JUSTICE ALITO, dissenting.

The Court reads an ambiguous federal statute in a way that brushes aside the constitutional authority of the States and produces truly strange results.

Under the Constitution, the States, not Congress, have the authority to establish the qualifications of voters in elections for Members of Congress. See Art. I, §2, cl. 1 (House); Amdt. 17 (Senate). The States also have the default authority to regulate federal voter registration. See Art. I, §4, cl. 1 . Exercising its right to set federal voter qualifications, Arizona, like every other State, permits only U.S. citizens to vote in federal elections, and Arizona has concluded that this requirement cannot be effectively enforced unless applicants for registration are required to provide proof of citizenship. According to the Court, however, the National Voter Registration Act of 1993 (NVRA) deprives Arizona of this authority. I do not think that this is what Congress intended....

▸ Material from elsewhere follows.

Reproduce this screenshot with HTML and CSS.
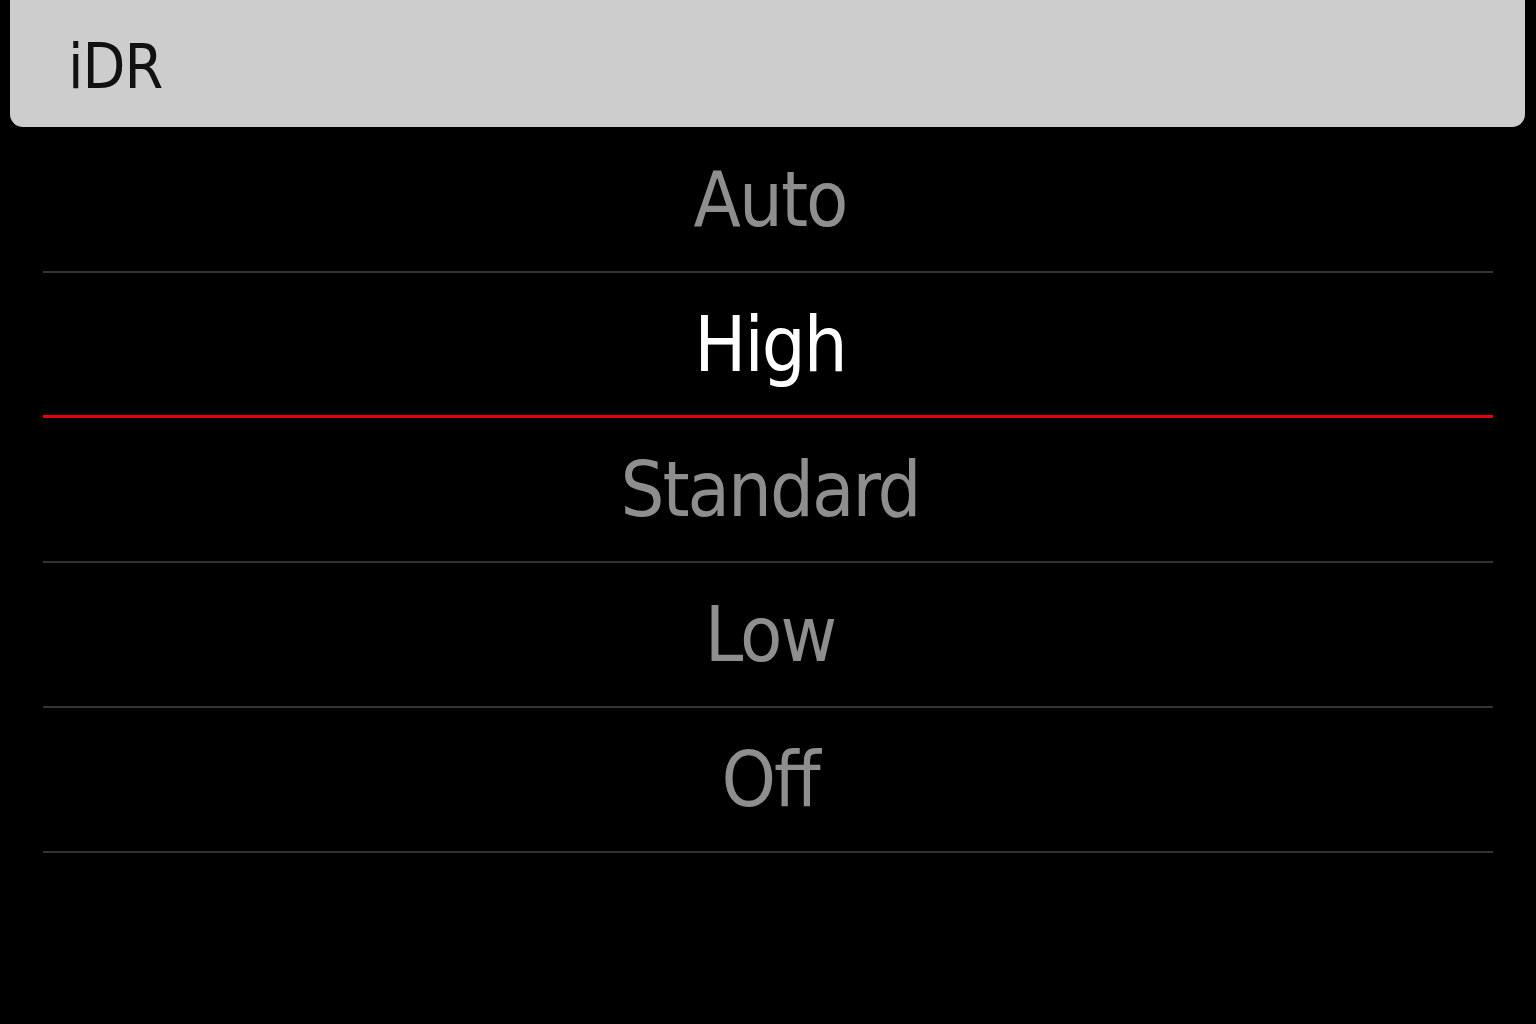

I also doubt that Congress meant for the success of an application for voter registration to depend on which of two valid but substantially different registration forms [*2271] the applicant happens to fill out and submit, but that is how the Court reads the NVRA. The Court interprets one provision, 42 U.S.C. §1973gg-6(a)(1)(B) , to mean that, if an applicant fills out the federal form, a State must register the applicant without requiring proof of citizenship. But the Court does not question Arizona's authority under another provision of the NVRA, §1973gg-4(a)(2) , to create its own application form that demands proof of citizenship; nor does the Court dispute Arizona's right to refuse to register an applicant who submits that form without the requisite proof. I find it very hard to believe that this is what Congress had in mind.

These results are not required by the NVRA. Proper respect for the constitutional authority of the States demands a clear indication of a congressional intent to preempt state laws enforcing voter qualifications. And while the relevant provisions of the Act are hardly models of clarity, their best reading is that the States need not treat the federal form as a complete voter registration application.